Tennekoon never forgot the advice and guidance given to him by his
two cricket mentors Messrs Lussie Abeywardene and Orville Abeynaike. It
was they who aided him to give vent to his run hungry potential.
In his school career he made almost 2,000 runs with centuries against
Ananda and Wesley. He passed the half century mark against every other
school something he did on 20 other occasions. He was also the mainstay
of the Sinhalese Sports Club batting and an automatic choice for every
Sri Lanka team since he first appeared as a schoolboy against Mike
Smith’s England team in 1965.
If Tennekoon could have contrived to arrange his birthplace to some
other cricket playing country like Australia or England his first class
figures would have reached fantastic proportions. At that time in Sri
Lanka he simply lacked the opportunity for exposure, having had to rest
content with Sara Trophy cricket and the occasional visit of an
international team were kind enough to visit us from time to time.
An appetite for big scores
Tennekoon never courted popularity, and never played to the gallery.

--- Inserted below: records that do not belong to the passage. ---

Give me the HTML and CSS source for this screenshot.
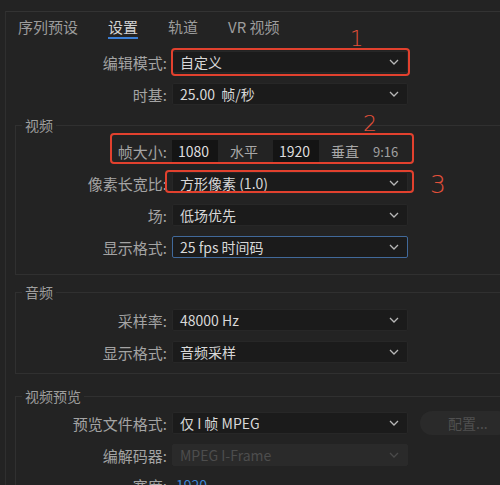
FILE: index.html
```html
<!DOCTYPE html>
<html lang="zh-CN">
<head>
<meta charset="utf-8">
<title>序列设置</title>
<link rel="stylesheet" href="styles.css">
</head>
<body>
<div class="panel">
  <div class="tabs">
    <div class="tab">序列预设</div>
    <div class="tab active">设置</div>
    <div class="tab">轨道</div>
    <div class="tab">VR 视频</div>
  </div>

  <div class="row top">
    <div class="label">编辑模式:</div>
    <div class="select"><span>自定义</span><svg class="chev" viewBox="0 0 10 6"><path d="M1 1 L5 5 L9 1"/></svg></div>
  </div>
  <div class="row top">
    <div class="label">时基:</div>
    <div class="select"><span>25.00&nbsp; 帧/秒</span><svg class="chev" viewBox="0 0 10 6"><path d="M1 1 L5 5 L9 1"/></svg></div>
  </div>

  <fieldset class="group video">
    <legend>视频</legend>
    <div class="row">
      <div class="label">帧大小:</div>
      <div class="frame">
        <div class="num">1080</div>
        <span class="unit u1">水平</span>
        <div class="num n2">1920</div>
        <span class="unit u2">垂直</span>
        <span class="ratio">9:16</span>
      </div>
    </div>
    <div class="row">
      <div class="label">像素长宽比:</div>
      <div class="select"><span>方形像素 (1.0)</span><svg class="chev" viewBox="0 0 10 6"><path d="M1 1 L5 5 L9 1"/></svg></div>
    </div>
    <div class="row">
      <div class="label">场:</div>
      <div class="select"><span>低场优先</span><svg class="chev" viewBox="0 0 10 6"><path d="M1 1 L5 5 L9 1"/></svg></div>
    </div>
    <div class="row">
      <div class="label">显示格式:</div>
      <div class="select focus"><span>25 fps 时间码</span><svg class="chev" viewBox="0 0 10 6"><path d="M1 1 L5 5 L9 1"/></svg></div>
    </div>
  </fieldset>

  <fieldset class="group audio">
    <legend>音频</legend>
    <div class="row">
      <div class="label">采样率:</div>
      <div class="select"><span>48000 Hz</span><svg class="chev" viewBox="0 0 10 6"><path d="M1 1 L5 5 L9 1"/></svg></div>
    </div>
    <div class="row">
      <div class="label">显示格式:</div>
      <div class="select"><span>音频采样</span><svg class="chev" viewBox="0 0 10 6"><path d="M1 1 L5 5 L9 1"/></svg></div>
    </div>
  </fieldset>

  <fieldset class="group preview">
    <legend>视频预览</legend>
    <div class="row">
      <div class="label">预览文件格式:</div>
      <div class="select"><span>仅 I 帧 MPEG</span><svg class="chev" viewBox="0 0 10 6"><path d="M1 1 L5 5 L9 1"/></svg></div>
      <div class="btn">配置...</div>
    </div>
    <div class="row">
      <div class="label">编解码器:</div>
      <div class="select disabled"><span>MPEG I-Frame</span><svg class="chev" viewBox="0 0 10 6"><path d="M1 1 L5 5 L9 1"/></svg></div>
    </div>
    <div class="row last">
      <div class="label">宽度:</div>
      <div class="hot">1920</div>
    </div>
  </fieldset>
</div>

<div class="mark box1"></div>
<div class="mark box2"></div>
<div class="mark box3"></div>
<div class="anno a1">1</div>
<div class="anno a2">2</div>
<div class="anno a3">3</div>
</body>
</html>
```

FILE: styles.css
```css
html, body {
  margin: 0;
  padding: 0;
}
body {
  width: 500px;
  height: 485px;
  overflow: hidden;
  position: relative;
  background: #232323;
  font-family: "Noto Sans CJK SC", "Noto Sans", sans-serif;
  color: #a6a6a6;
}
.panel {
  margin: 11px 0 0 5px;
  width: 560px;
  border-left: 1px solid #2f2f2f;
  border-top: 1px solid #333333;
}
.tabs {
  display: flex;
  gap: 30px;
  padding: 5px 0 0 12px;
  margin-bottom: 7px;
}
.tab {
  font-size: 15px;
  line-height: 20px;
  color: #9c9c9c;
  border-bottom: 2px solid transparent;
}
.tab.active {
  color: #d2d2d2;
  border-bottom-color: #3b7fd6;
}
.row {
  display: flex;
  align-items: center;
  height: 32px;
}
.label {
  width: 151px;
  flex: none;
  text-align: right;
  font-size: 15px;
  color: #a4a4a4;
  margin-right: 5px;
  white-space: nowrap;
}
.row.top .label {
  width: 161px;
}
.select {
  width: 236px;
  height: 22px;
  box-sizing: border-box;
  flex: none;
  display: flex;
  align-items: center;
  background: #1b1b1b;
  border: 1px solid #272727;
  border-radius: 2px;
  padding: 0 8px 0 7px;
  font-size: 14px;
  color: #d8d8d8;
  white-space: nowrap;
}
.select span {
  flex: 1;
}
.select.focus {
  border-color: #41699a;
}
.select.disabled {
  background: #2a2a2a;
  border-color: #2a2a2a;
  color: #4d4d4d;
}
.chev {
  width: 10px;
  height: 6px;
  fill: none;
  stroke: #b8b8b8;
  stroke-width: 1.3;
}
.select.disabled .chev {
  stroke: #4a4a4a;
}
.group {
  margin: 0 0 0 9px;
  padding: 0;
  border: 1px solid #303030;
  border-right: none;
  min-width: 0;
}
.group legend {
  margin-left: 6px;
  padding: 0 3px;
  font-size: 14px;
  line-height: 20px;
  color: #9e9e9e;
}
.video {
  margin-top: 5px;
  padding-bottom: 11px;
}
.audio {
  margin-top: 7px;
  padding-top: 2px;
  padding-bottom: 5px;
}
.preview {
  margin-top: 12px;
  padding-top: 1px;
}
.row.last {
  align-items: flex-start;
  padding-top: 4px;
  box-sizing: border-box;
}
.frame {
  display: flex;
  align-items: center;
  font-size: 14px;
  color: #a8a8a8;
}
.num {
  width: 46px;
  height: 22px;
  box-sizing: border-box;
  background: #141414;
  padding-left: 6px;
  line-height: 22px;
  color: #dedede;
}
.unit.u1 { margin-left: 12px; }
.num.n2 { margin-left: 15px; }
.unit.u2 { margin-left: 12px; }
.ratio {
  margin-left: 14px;
  font-size: 13px;
  color: #a0a0a0;
}
.btn {
  margin-left: 12px;
  width: 90px;
  height: 24px;
  flex: none;
  border-radius: 12px;
  background: #2a2a2a;
  color: #505050;
  font-size: 14px;
  line-height: 24px;
  padding-left: 28px;
  box-sizing: border-box;
}
.hot {
  color: #3d86d4;
  font-size: 14px;
  padding-left: 4px;
}
.mark {
  position: absolute;
  border: 2px solid #e2412e;
  border-radius: 4px;
  box-sizing: border-box;
}
.box1 { left: 171px; top: 48px; width: 239px; height: 28px; }
.box2 { left: 110px; top: 133px; width: 304px; height: 31px; }
.box3 { left: 165px; top: 170px; width: 249px; height: 23px; }
.anno {
  position: absolute;
  font-family: "DejaVu Sans", sans-serif;
  font-weight: 200;
  color: #e4503a;
  line-height: 1;
}
.a1 { left: 350px; top: 29px; font-size: 21px; }
.a2 { left: 363px; top: 113px; font-size: 22px; }
.a3 { left: 430px; top: 172px; font-size: 25px; }
```
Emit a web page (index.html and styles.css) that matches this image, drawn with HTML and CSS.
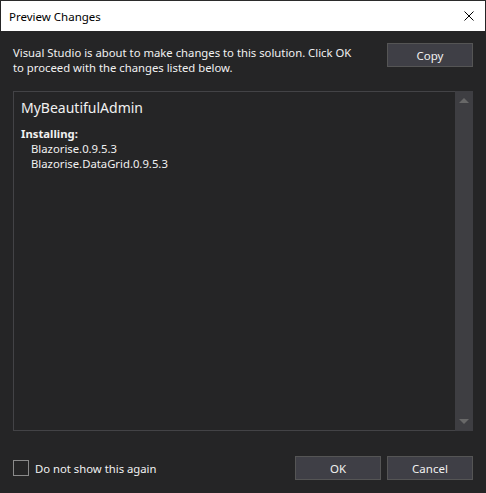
FILE: index.html
```html
<!DOCTYPE html>
<html>
<head>
<meta charset="utf-8">
<link rel="stylesheet" href="styles.css">
</head>
<body>
<div class="window">
  <div class="titlebar">
    <span class="title">Preview Changes</span>
    <svg class="close" width="10" height="10" viewBox="0 0 10 10"><path d="M0.5 0.5 L9.5 9.5 M9.5 0.5 L0.5 9.5" stroke="#000" stroke-width="1" fill="none"/></svg>
  </div>
  <div class="content">
    <div class="desc-row">
      <p class="desc">Visual Studio is about to make changes to this solution. Click OK<br>to proceed with the changes listed below.</p>
      <button class="btn">Copy</button>
    </div>
    <div class="panel">
      <div class="panel-body">
        <div class="project">MyBeautifulAdmin</div>
        <div class="section">Installing:</div>
        <div class="item">Blazorise.0.9.5.3</div>
        <div class="item">Blazorise.DataGrid.0.9.5.3</div>
      </div>
      <div class="scrollbar">
        <span class="arrow up"></span>
        <span class="arrow down"></span>
      </div>
    </div>
    <div class="footer">
      <label class="check"><span class="box"></span><span>Do not show this again</span></label>
      <div class="buttons">
        <button class="btn">OK</button>
        <button class="btn">Cancel</button>
      </div>
    </div>
  </div>
</div>
</body>
</html>
```
FILE: styles.css
```css
html, body {
  margin: 0;
  padding: 0;
  background: #252526;
  width: 486px;
  height: 493px;
  overflow: hidden;
}
.window {
  font-family: "Noto Sans", "Open Sans", sans-serif;
  font-size: 11.3px;
  color: #f1f1f1;
  height: 493px;
  border-top: 1px solid #2b2b2b;
  box-sizing: border-box;
}
.titlebar {
  height: 30px;
  margin: 0 1px 0 1px;
  background: #ffffff;
  display: flex;
  align-items: center;
  justify-content: space-between;
  padding: 0 11px 0 8px;
  color: #000;
}
.title {
  font-size: 11.5px;
}
.close {
  display: block;
}
.content {
  padding: 12px 13px 0 13px;
}
.desc-row {
  display: flex;
  justify-content: space-between;
  align-items: flex-start;
  height: 48px;
}
.desc {
  margin: 0;
  padding-top: 2px;
  line-height: 15px;
}
.btn {
  width: 86px;
  height: 24px;
  background: #3f3f46;
  border: 1px solid #555555;
  color: #f1f1f1;
  font-family: inherit;
  font-size: 11.5px;
  padding: 0;
  margin: 0;
  box-sizing: border-box;
}
.panel {
  height: 340px;
  border: 1px solid #434346;
  border-right: none;
  box-sizing: border-box;
  display: flex;
}
.panel-body {
  flex: 1;
  padding: 6px 7px;
}
.project {
  font-size: 14px;
  line-height: 20px;
  margin-bottom: 8px;
}
.section {
  font-weight: bold;
  line-height: 15px;
}
.item {
  padding-left: 10px;
  line-height: 15px;
}
.scrollbar {
  width: 18px;
  background: #3e3e42;
  margin-top: -1px;
  margin-bottom: -1px;
  display: flex;
  flex-direction: column;
  justify-content: space-between;
  align-items: center;
  padding: 7px 0;
}
.arrow {
  width: 0;
  height: 0;
  border-left: 5px solid transparent;
  border-right: 5px solid transparent;
}
.arrow.up {
  border-bottom: 5px solid #686868;
}
.arrow.down {
  border-top: 5px solid #686868;
}
.footer {
  margin-top: 25px;
  display: flex;
  justify-content: space-between;
  align-items: center;
}
.check {
  display: flex;
  align-items: center;
  gap: 6px;
}
.box {
  width: 16px;
  height: 16px;
  border: 1px solid #8a8a8a;
  box-sizing: border-box;
}
.buttons {
  display: flex;
  gap: 6px;
}
```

He always remained a conscientious performer with that appetite for big
scores. He is also never known to have thrown his wicket away.
After school cricket then to club cricket. Tennekoon was
contemplating which club he is to join to continue his cricket. Then a
member of the SSC - a real stalwart Bennet Medonza contacted him and the
deal was finalised and Tennekoon started playing for the SSC and at the
senior level there was that ever helpful coach Bertie Wijesingha who
guided him through the initial stages of club cricket and then Tennekoon
got on to the Sri Lanka team.
He represented Sri Lanka for 14 years and five of the years he
captained the team. The captaincy came from one Thomian, Michael Tisera
to another Thomian Anura Tennekoon!
Here’s the selection
Schoolboy Cricket of the Year 1964: Anura Tennekoon (S. Thomas’
Collegem Mount Lavinia).
Runners-up: 2. Ranjith Fernando (St. Benedict’s), 3. Premalal
Goonesekera (S. Thomas’ College, Mount Lavinia), 4. Felix Dias (St.
Benedict’s College), 5. S. Rajaratnam (Royal College), 6. Sumithra
Fernando (St. Sebastian’s, Moratuwa).
Outstation Schoolboy Cricketer of the Year: Sumithra Fernando (St.
Best Batsman: Anura Tennekoon (S. Thomas’ College, Mount Lavinia).
Best Bowler: Travis Fernando (St. Peter’s College).
Best Allrounder: S. Rajaratnam (Royal College).
Best Fielder: David Heyn (St. Peter’s College).
Best Captain: Sunil Fernando (St. Benedict’s College).
Best Wicket-keeper: Ranjith Fernando (St. Benedict’s College).
Best Team in Western Zone: St. Benedict’s College.
Best Team in Central Zone: Trinity College, Kandy.
Best Team in Southern Zone: St. Sebastian’s College, Moratuwa.